> [Exercise]:
Reproduce all of the material word for word.
*** Information provided
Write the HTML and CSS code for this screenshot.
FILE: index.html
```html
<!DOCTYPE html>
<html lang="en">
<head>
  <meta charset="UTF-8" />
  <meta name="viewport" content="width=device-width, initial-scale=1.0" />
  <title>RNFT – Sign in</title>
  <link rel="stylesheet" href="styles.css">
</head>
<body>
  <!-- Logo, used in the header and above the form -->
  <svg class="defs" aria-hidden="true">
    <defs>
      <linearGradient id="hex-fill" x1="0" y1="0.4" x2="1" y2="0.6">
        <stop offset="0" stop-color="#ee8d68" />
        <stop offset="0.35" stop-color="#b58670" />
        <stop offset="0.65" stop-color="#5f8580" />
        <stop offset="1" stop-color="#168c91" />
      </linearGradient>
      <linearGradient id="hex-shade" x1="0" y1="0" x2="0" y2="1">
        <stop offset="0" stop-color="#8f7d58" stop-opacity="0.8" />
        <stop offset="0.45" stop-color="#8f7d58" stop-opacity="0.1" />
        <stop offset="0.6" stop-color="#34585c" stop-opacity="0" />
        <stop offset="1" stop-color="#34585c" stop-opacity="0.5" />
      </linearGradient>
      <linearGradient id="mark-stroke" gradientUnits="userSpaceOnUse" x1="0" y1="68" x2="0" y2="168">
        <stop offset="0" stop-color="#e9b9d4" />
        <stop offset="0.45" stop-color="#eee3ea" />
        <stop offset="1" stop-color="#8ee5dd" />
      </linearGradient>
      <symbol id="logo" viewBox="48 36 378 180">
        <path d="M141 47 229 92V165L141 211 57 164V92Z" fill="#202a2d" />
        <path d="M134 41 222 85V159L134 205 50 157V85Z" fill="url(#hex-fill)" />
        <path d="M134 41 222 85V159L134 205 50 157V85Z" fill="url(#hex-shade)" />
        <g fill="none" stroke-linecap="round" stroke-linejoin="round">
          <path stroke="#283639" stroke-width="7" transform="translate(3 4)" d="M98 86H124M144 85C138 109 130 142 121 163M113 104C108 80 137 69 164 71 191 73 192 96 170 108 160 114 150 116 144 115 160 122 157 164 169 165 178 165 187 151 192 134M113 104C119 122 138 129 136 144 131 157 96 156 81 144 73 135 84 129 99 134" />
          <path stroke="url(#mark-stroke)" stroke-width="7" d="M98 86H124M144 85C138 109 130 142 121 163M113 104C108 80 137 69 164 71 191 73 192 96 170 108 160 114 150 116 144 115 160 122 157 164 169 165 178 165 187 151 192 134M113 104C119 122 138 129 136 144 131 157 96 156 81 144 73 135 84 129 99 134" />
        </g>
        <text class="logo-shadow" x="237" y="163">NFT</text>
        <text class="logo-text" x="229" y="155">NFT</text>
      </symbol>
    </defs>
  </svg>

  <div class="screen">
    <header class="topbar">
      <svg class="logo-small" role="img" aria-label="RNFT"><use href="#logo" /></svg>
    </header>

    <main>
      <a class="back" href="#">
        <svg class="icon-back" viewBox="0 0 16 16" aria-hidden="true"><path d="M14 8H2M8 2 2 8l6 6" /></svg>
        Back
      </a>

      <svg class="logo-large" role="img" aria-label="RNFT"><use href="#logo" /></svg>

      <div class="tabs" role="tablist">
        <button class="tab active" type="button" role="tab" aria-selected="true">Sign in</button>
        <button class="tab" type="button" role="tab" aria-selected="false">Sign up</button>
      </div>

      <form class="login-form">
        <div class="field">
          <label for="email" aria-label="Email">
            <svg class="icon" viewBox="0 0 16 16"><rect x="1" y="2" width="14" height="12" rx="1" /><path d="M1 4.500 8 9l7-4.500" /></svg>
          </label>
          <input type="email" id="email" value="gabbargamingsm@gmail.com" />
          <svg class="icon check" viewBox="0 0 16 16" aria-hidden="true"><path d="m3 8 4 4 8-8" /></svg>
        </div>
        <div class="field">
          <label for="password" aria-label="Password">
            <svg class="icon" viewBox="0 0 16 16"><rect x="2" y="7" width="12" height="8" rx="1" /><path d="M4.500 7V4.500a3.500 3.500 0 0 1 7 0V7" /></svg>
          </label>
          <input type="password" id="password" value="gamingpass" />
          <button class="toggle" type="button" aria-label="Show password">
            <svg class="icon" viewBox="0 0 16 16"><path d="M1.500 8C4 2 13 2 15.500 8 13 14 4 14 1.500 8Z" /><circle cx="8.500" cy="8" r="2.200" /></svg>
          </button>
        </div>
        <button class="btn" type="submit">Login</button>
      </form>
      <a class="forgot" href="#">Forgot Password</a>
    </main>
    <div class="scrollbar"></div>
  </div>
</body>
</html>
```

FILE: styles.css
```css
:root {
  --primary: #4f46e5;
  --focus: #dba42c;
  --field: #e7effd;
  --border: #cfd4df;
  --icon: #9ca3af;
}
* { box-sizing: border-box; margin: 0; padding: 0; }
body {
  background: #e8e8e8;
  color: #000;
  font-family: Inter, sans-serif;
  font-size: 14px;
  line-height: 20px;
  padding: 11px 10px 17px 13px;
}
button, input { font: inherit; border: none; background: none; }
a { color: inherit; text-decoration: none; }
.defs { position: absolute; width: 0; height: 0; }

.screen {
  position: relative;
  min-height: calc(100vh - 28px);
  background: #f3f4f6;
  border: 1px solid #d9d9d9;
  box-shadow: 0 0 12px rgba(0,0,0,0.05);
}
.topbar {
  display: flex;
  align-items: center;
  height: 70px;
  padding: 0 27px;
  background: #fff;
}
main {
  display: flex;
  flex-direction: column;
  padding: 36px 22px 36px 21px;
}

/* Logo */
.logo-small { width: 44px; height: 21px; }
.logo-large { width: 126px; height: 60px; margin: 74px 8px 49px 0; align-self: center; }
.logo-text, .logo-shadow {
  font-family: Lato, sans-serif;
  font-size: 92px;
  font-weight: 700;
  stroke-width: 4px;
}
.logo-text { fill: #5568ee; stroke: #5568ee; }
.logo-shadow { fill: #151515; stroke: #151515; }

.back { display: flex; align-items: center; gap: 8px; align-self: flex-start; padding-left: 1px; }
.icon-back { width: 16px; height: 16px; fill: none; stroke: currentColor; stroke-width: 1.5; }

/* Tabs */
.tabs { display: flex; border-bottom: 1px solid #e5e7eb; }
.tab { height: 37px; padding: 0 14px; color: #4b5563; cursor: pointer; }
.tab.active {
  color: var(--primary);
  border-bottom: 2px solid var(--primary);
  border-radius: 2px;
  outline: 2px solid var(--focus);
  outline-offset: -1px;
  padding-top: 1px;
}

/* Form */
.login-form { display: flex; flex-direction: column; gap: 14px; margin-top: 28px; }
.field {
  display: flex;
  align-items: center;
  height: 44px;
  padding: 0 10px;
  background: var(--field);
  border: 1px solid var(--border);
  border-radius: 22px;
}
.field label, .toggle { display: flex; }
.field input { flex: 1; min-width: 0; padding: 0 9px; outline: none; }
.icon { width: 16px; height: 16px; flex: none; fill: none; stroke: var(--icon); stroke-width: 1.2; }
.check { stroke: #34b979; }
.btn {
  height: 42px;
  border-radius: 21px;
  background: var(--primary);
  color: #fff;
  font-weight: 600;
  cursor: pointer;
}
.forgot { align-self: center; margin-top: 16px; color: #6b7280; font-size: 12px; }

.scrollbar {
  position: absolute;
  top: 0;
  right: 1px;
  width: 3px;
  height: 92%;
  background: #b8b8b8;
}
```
******
> [Solution below]:
Write the HTML and CSS code for this screenshot.
FILE: index.html
```html
<!DOCTYPE html>
<html lang="en">
<head>
  <meta charset="UTF-8" />
  <meta name="viewport" content="width=device-width, initial-scale=1.0" />
  <title>RNFT – Sign in</title>
  <link rel="stylesheet" href="styles.css">
</head>
<body>
  <!-- Logo, used in the header and above the form -->
  <svg class="defs" aria-hidden="true">
    <defs>
      <linearGradient id="hex-fill" x1="0" y1="0.4" x2="1" y2="0.6">
        <stop offset="0" stop-color="#ee8d68" />
        <stop offset="0.35" stop-color="#b58670" />
        <stop offset="0.65" stop-color="#5f8580" />
        <stop offset="1" stop-color="#168c91" />
      </linearGradient>
      <linearGradient id="hex-shade" x1="0" y1="0" x2="0" y2="1">
        <stop offset="0" stop-color="#8f7d58" stop-opacity="0.8" />
        <stop offset="0.45" stop-color="#8f7d58" stop-opacity="0.1" />
        <stop offset="0.6" stop-color="#34585c" stop-opacity="0" />
        <stop offset="1" stop-color="#34585c" stop-opacity="0.5" />
      </linearGradient>
      <linearGradient id="mark-stroke" gradientUnits="userSpaceOnUse" x1="0" y1="68" x2="0" y2="168">
        <stop offset="0" stop-color="#e9b9d4" />
        <stop offset="0.45" stop-color="#eee3ea" />
        <stop offset="1" stop-color="#8ee5dd" />
      </linearGradient>
      <symbol id="logo" viewBox="48 36 378 180">
        <path d="M141 47 229 92V165L141 211 57 164V92Z" fill="#202a2d" />
        <path d="M134 41 222 85V159L134 205 50 157V85Z" fill="url(#hex-fill)" />
        <path d="M134 41 222 85V159L134 205 50 157V85Z" fill="url(#hex-shade)" />
        <g fill="none" stroke-linecap="round" stroke-linejoin="round">
          <path stroke="#283639" stroke-width="7" transform="translate(3 4)" d="M98 86H124M144 85C138 109 130 142 121 163M113 104C108 80 137 69 164 71 191 73 192 96 170 108 160 114 150 116 144 115 160 122 157 164 169 165 178 165 187 151 192 134M113 104C119 122 138 129 136 144 131 157 96 156 81 144 73 135 84 129 99 134" />
          <path stroke="url(#mark-stroke)" stroke-width="7" d="M98 86H124M144 85C138 109 130 142 121 163M113 104C108 80 137 69 164 71 191 73 192 96 170 108 160 114 150 116 144 115 160 122 157 164 169 165 178 165 187 151 192 134M113 104C119 122 138 129 136 144 131 157 96 156 81 144 73 135 84 129 99 134" />
        </g>
        <text class="logo-shadow" x="237" y="163">NFT</text>
        <text class="logo-text" x="229" y="155">NFT</text>
      </symbol>
    </defs>
  </svg>

  <div class="screen">
    <header class="topbar">
      <svg class="logo-small" role="img" aria-label="RNFT"><use href="#logo" /></svg>
    </header>

    <main>
      <a class="back" href="#">
        <svg class="icon-back" viewBox="0 0 16 16" aria-hidden="true"><path d="M14 8H2M8 2 2 8l6 6" /></svg>
        Back
      </a>

      <svg class="logo-large" role="img" aria-label="RNFT"><use href="#logo" /></svg>

      <div class="tabs" role="tablist">
        <button class="tab active" type="button" role="tab" aria-selected="true">Sign in</button>
        <button class="tab" type="button" role="tab" aria-selected="false">Sign up</button>
      </div>

      <form class="login-form">
        <div class="field">
          <label for="email" aria-label="Email">
            <svg class="icon" viewBox="0 0 16 16"><rect x="1" y="2" width="14" height="12" rx="1" /><path d="M1 4.500 8 9l7-4.500" /></svg>
          </label>
          <input type="email" id="email" value="gabbargamingsm@gmail.com" />
          <svg class="icon check" viewBox="0 0 16 16" aria-hidden="true"><path d="m3 8 4 4 8-8" /></svg>
        </div>
        <div class="field">
          <label for="password" aria-label="Password">
            <svg class="icon" viewBox="0 0 16 16"><rect x="2" y="7" width="12" height="8" rx="1" /><path d="M4.500 7V4.500a3.500 3.500 0 0 1 7 0V7" /></svg>
          </label>
          <input type="password" id="password" value="gamingpass" />
          <button class="toggle" type="button" aria-label="Show password">
            <svg class="icon" viewBox="0 0 16 16"><path d="M1.500 8C4 2 13 2 15.500 8 13 14 4 14 1.500 8Z" /><circle cx="8.500" cy="8" r="2.200" /></svg>
          </button>
        </div>
        <button class="btn" type="submit">Login</button>
      </form>
      <a class="forgot" href="#">Forgot Password</a>
    </main>
    <div class="scrollbar"></div>
  </div>
</body>
</html>
```

FILE: styles.css
```css
:root {
  --primary: #4f46e5;
  --focus: #dba42c;
  --field: #e7effd;
  --border: #cfd4df;
  --icon: #9ca3af;
}
* { box-sizing: border-box; margin: 0; padding: 0; }
body {
  background: #e8e8e8;
  color: #000;
  font-family: Inter, sans-serif;
  font-size: 14px;
  line-height: 20px;
  padding: 11px 10px 17px 13px;
}
button, input { font: inherit; border: none; background: none; }
a { color: inherit; text-decoration: none; }
.defs { position: absolute; width: 0; height: 0; }

.screen {
  position: relative;
  min-height: calc(100vh - 28px);
  background: #f3f4f6;
  border: 1px solid #d9d9d9;
  box-shadow: 0 0 12px rgba(0,0,0,0.05);
}
.topbar {
  display: flex;
  align-items: center;
  height: 70px;
  padding: 0 27px;
  background: #fff;
}
main {
  display: flex;
  flex-direction: column;
  padding: 36px 22px 36px 21px;
}

/* Logo */
.logo-small { width: 44px; height: 21px; }
.logo-large { width: 126px; height: 60px; margin: 74px 8px 49px 0; align-self: center; }
.logo-text, .logo-shadow {
  font-family: Lato, sans-serif;
  font-size: 92px;
  font-weight: 700;
  stroke-width: 4px;
}
.logo-text { fill: #5568ee; stroke: #5568ee; }
.logo-shadow { fill: #151515; stroke: #151515; }

.back { display: flex; align-items: center; gap: 8px; align-self: flex-start; padding-left: 1px; }
.icon-back { width: 16px; height: 16px; fill: none; stroke: currentColor; stroke-width: 1.5; }

/* Tabs */
.tabs { display: flex; border-bottom: 1px solid #e5e7eb; }
.tab { height: 37px; padding: 0 14px; color: #4b5563; cursor: pointer; }
.tab.active {
  color: var(--primary);
  border-bottom: 2px solid var(--primary);
  border-radius: 2px;
  outline: 2px solid var(--focus);
  outline-offset: -1px;
  padding-top: 1px;
}

/* Form */
.login-form { display: flex; flex-direction: column; gap: 14px; margin-top: 28px; }
.field {
  display: flex;
  align-items: center;
  height: 44px;
  padding: 0 10px;
  background: var(--field);
  border: 1px solid var(--border);
  border-radius: 22px;
}
.field label, .toggle { display: flex; }
.field input { flex: 1; min-width: 0; padding: 0 9px; outline: none; }
.icon { width: 16px; height: 16px; flex: none; fill: none; stroke: var(--icon); stroke-width: 1.2; }
.check { stroke: #34b979; }
.btn {
  height: 42px;
  border-radius: 21px;
  background: var(--primary);
  color: #fff;
  font-weight: 600;
  cursor: pointer;
}
.forgot { align-self: center; margin-top: 16px; color: #6b7280; font-size: 12px; }

.scrollbar {
  position: absolute;
  top: 0;
  right: 1px;
  width: 3px;
  height: 92%;
  background: #b8b8b8;
}
```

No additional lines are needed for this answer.